The circumstances of Elizabeth's apparent abduction were disturbing and dramatic. She was reportedly taken from the bedroom of her home in the dead of night by a well-dressed, soft-spoken man who brandished a small gun.

But Alexis' fate was also a parents' worst nightmare: An innocent little girl apparently kidnapped while walking to school.

While race and class undoubtedly play a role in media coverage of such cases, other factors also contribute to the scope and intensity of the coverage.

Sympathy for the family, and a feeling that the parents were blameless in the child's disappearance is a key ingredient for media attention to a story, says Gayle McBride, a missing children's liaison in Phoenix, Ariz.

There is no evidence to suggest that either set of parents played any role in the disappearance of their children, and Elizabeth's Smart's parents have emerged as innocent victims in media accounts.

That hasn't necessarily been the case in Milwaukee, where some news accounts have reported that Alexis Patterson's stepfather has a criminal record that includes serving as the getaway driver in a bank robbery that resulted in the killing of a police officer.

"In my experience, the media tends to be attracted to cases that indicate a potential stranger abduction type situation," said McBride, with the Criminal Investigations Research Unit of the Arizona Department of Public Safety.

"It's going to pique people's interest. Someone coming to your home and abducting your kid while you're sleeping. That could happen to any of us," said McBride. She notes that the public is less involved in the case if they feel there was some "lapse" in the parent's care of the child.

"I haven't seen a problem connected to race," said McBride. "In Arizona, we have huge Hispanic population, and we have had Hispanic kids go missing and the media goes all out."

Bob Steele, a journalism ethics expert with the Poynter Institute, a journalism training organization in St. Petersburg, Fla., says a variety of factors determine which stories the media covers. In an article posted Thursday at the Poynter Web site, Steele cites several factors that determine the publicity that a missing person case might get in the media:

  • Whether it's a slow or busy news day
  • Whether media outlets are competing with each other to break new elements of the case
  • The extent of cooperation of the police department
  • The aggressiveness of the parents in giving interviews, providing photos, working with media deadlines
  • Whether there are unusual elements to the case

    Steele concludes that race and class are unavoidable factors in the journalism decision.

    "A look at the demographics of American news organizations tells us that the majority of journalists are white. And, while socio-economic statistics are harder to come by, it's safe to say that the majority of journalists are at least middle class," he said in his article. "Compare those factors -- race and class -- to the communities the journalists cover and you will find a disconnect in many cases."

    One thing is certain. The media can be a powerful tool in finding missing children.

    "The media can play a huge role in locating children," said McBride. Arizona and many other states have non-profit groups that work with families to help them deal with the media during the chaotic days after a child's disappearance.

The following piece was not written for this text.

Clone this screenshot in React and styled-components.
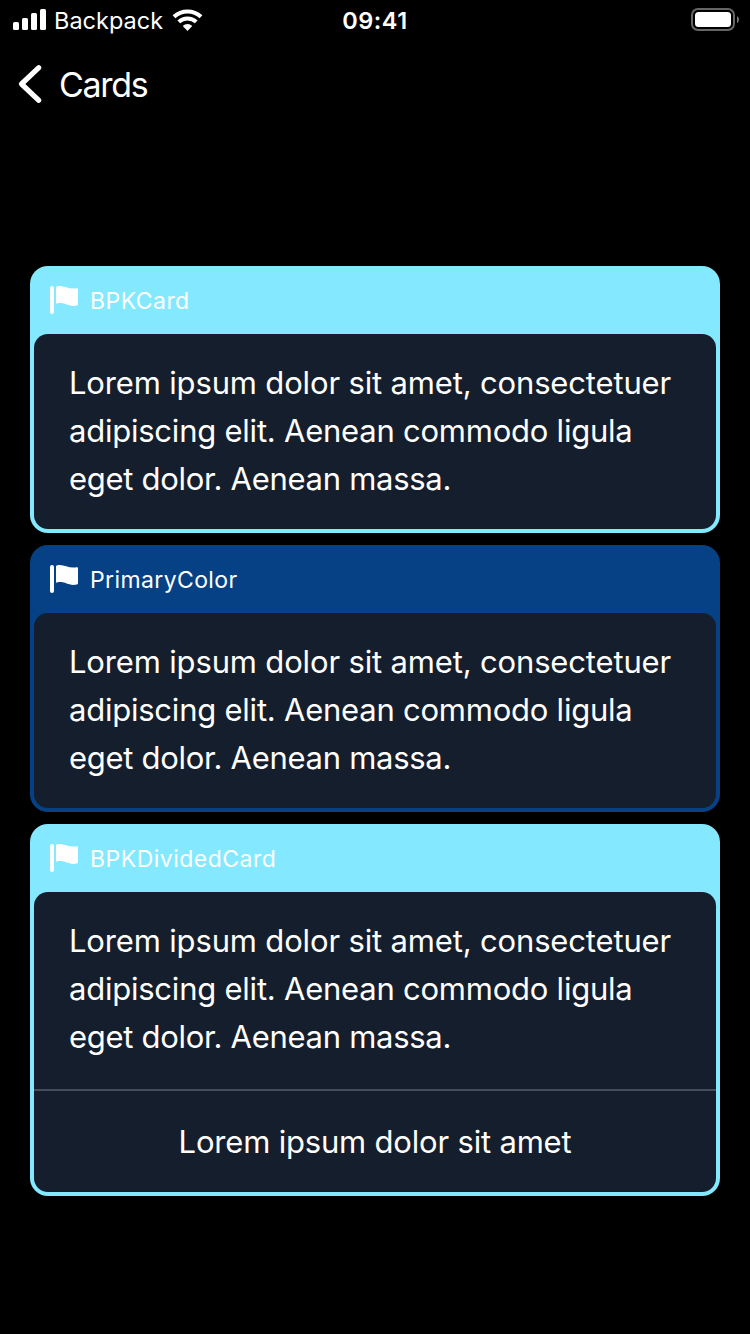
import React from "react";
import styled, { createGlobalStyle } from "styled-components";

const GlobalStyle = createGlobalStyle`
  * { box-sizing: border-box; }
  body { margin: 0; background: #000; }
`;

const Screen = styled.main`
  width: 750px;
  height: 1334px;
  background: #000;
  color: #fff;
  font-family: Inter, "Liberation Sans", sans-serif;
  display: flex;
  flex-direction: column;
  overflow: hidden;
`;

const StatusBar = styled.header`
  height: 40px;
  display: grid;
  grid-template-columns: 1fr auto 1fr;
  padding: 0 10px 0 10px;
`;

const StatusLeft = styled.div`
  display: flex;
  align-items: flex-start;
  padding-left: 3px;
`;

const Carrier = styled.span`
  font-size: 23.5px;
  line-height: 28px;
  letter-spacing: 0;
  margin: 7px 0 0 7px;
  width: 118px;
  white-space: nowrap;
`;

const Clock = styled.time`
  font-size: 23.5px;
  font-weight: 600;
  line-height: 28px;
  margin-top: 7px;
  letter-spacing: 0.5px;
`;

const StatusRight = styled.div`
  display: flex;
  justify-content: flex-end;
`;

const NavBar = styled.nav`
  height: 88px;
  display: flex;
  align-items: center;
  padding-left: 16px;
`;

const Title = styled.h1`
  margin: 1px 0 0 13px;
  font-size: 34px;
  font-weight: 400;
  line-height: 40px;
  letter-spacing: -1.3px;
`;

const CardList = styled.section`
  display: flex;
  flex-direction: column;
  gap: 12px;
  padding: 138px 30px 0;
`;

const Frame = styled.article`
  background: ${({ $color }) => $color};
  border-radius: 18px;
  padding: 0 4px 4px;
`;

const FrameHeader = styled.div`
  height: 68px;
  display: flex;
  align-items: flex-start;
  padding: 18px 0 0 15px;
`;

const FrameLabel = styled.span`
  font-size: 23px;
  line-height: 28px;
  letter-spacing: ${({ $spacing }) => $spacing}px;
  margin: 3px 0 0 10px;
`;

const CardBody = styled.div`
  background: #151e2c;
  border-radius: 14px;
`;

const Copy = styled.p`
  margin: 0;
  height: ${({ $height }) => $height}px;
  padding: 25px 0 0 35px;
  font-size: 31px;
  line-height: 48px;
`;

const Line = styled.span`
  display: block;
  white-space: nowrap;
  letter-spacing: ${({ $spacing }) => $spacing}px;
`;

const Footer = styled.div`
  height: 103px;
  border-top: 2px solid #444c5a;
  display: flex;
  justify-content: center;
  align-items: center;
  font-size: 31px;
  line-height: 48px;
  letter-spacing: -0.19px;
`;

const SignalIcon = () => (
  <svg width="34" height="40" viewBox="0 0 34 40" fill="#fff">
    <rect x="0" y="22" width="6" height="8" rx="1.5" />
    <rect x="9" y="18" width="6" height="12" rx="1.5" />
    <rect x="18" y="13" width="6" height="17" rx="1.5" />
    <rect x="27" y="9" width="6" height="21" rx="1.5" />
  </svg>
);

const WifiIcon = () => (
  <svg width="32" height="40" viewBox="0 0 32 40" fill="none" stroke="#fff" strokeWidth="4">
    <path d="M2 16.8a19.6 19.6 0 0 1 27 0" />
    <path d="M6.8 21.9a12.6 12.6 0 0 1 17.4 0" />
    <path d="M15.5 31 10.7 25.9a7 7 0 0 1 9.6 0Z" fill="#fff" stroke="none" />
  </svg>
);

const BatteryIcon = () => (
  <svg width="50" height="40" viewBox="0 0 50 40">
    <rect x="2" y="9" width="42" height="21" rx="6" fill="none" stroke="#666" strokeWidth="2" />
    <rect x="5" y="12" width="36" height="15" rx="3.5" fill="#fff" />
    <path d="M47 16q2 1 2 3.5t-2 3.5Z" fill="#777" />
  </svg>
);

const BackIcon = () => (
  <svg width="30" height="42" viewBox="0 0 30 42" fill="none">
    <path d="M22.8 4.7 5.5 21 22.8 37.3" stroke="#fff" strokeWidth="5.2" strokeLinecap="round" strokeLinejoin="round" />
  </svg>
);

const FlagIcon = () => (
  <svg width="31" height="30" viewBox="0 0 31 30" fill="#fff">
    <rect x="1" y="2" width="4" height="28" rx="2" />
    <path d="M7 3.3Q7 2.6 7.8 2.4C14.5.5 19 5.8 27.8 4.2Q29 4 29 5V20.3Q29 21.2 28 21.4C19 23.6 16 17.4 8 19.6Q7 19.8 7 19Z" />
  </svg>
);

const LINES = [
  { text: "Lorem ipsum dolor sit amet, consectetuer", spacing: -0.16 },
  { text: "adipiscing elit. Aenean commodo ligula", spacing: -0.23 },
  { text: "eget dolor. Aenean massa.", spacing: -0.29 },
];

function Card({ label, color, spacing, footer }) {
  return (
    <Frame $color={color}>
      <FrameHeader>
        <FlagIcon />
        <FrameLabel $spacing={spacing}>{label}</FrameLabel>
      </FrameHeader>
      <CardBody>
        <Copy $height={footer ? 197 : 195}>
          {LINES.map((line) => (
            <Line key={line.text} $spacing={line.spacing}>{line.text}</Line>
          ))}
        </Copy>
        {footer && <Footer>{footer}</Footer>}
      </CardBody>
    </Frame>
  );
}

export default function App() {
  return (
    <>
      <GlobalStyle />
      <Screen>
        <StatusBar>
          <StatusLeft>
            <SignalIcon />
            <Carrier>Backpack</Carrier>
            <WifiIcon />
          </StatusLeft>
          <Clock>09:41</Clock>
          <StatusRight>
            <BatteryIcon />
          </StatusRight>
        </StatusBar>
        <NavBar>
          <BackIcon />
          <Title>Cards</Title>
        </NavBar>
        <CardList>
          <Card label="BPKCard" color="#84e9ff" spacing={0.45} />
          <Card label="PrimaryColor" color="#054184" spacing={0.38} />
          <Card label="BPKDividedCard" color="#84e9ff" spacing={0.48} footer="Lorem ipsum dolor sit amet" />
        </CardList>
      </Screen>
    </>
  );
}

    "The family really isn't in the appropriate state of mind to be giving interviews. They may say things that police might not want regarding the investigation," McBride said. "Let's face it, they're emotionally attached to the situation."

    Beverly Williams of the Milwaukee NAACP said she's learning everyday about how the media works. And in recent days, the case has finally gotten attention from national news organizations like CBS, CNN and the Washington Post. But Williams she said she is troubled by a feeling that there isn't the same interest in a missing black girl from a poor neighborhood.

    "There seems to be something going on. Be it bias, racial preference. The information is not getting out to the appropriate people," she said. "I don't know who is in charge of getting national attention to a story. Maybe Elizabeth Smart's family had a good PR department, I don't know."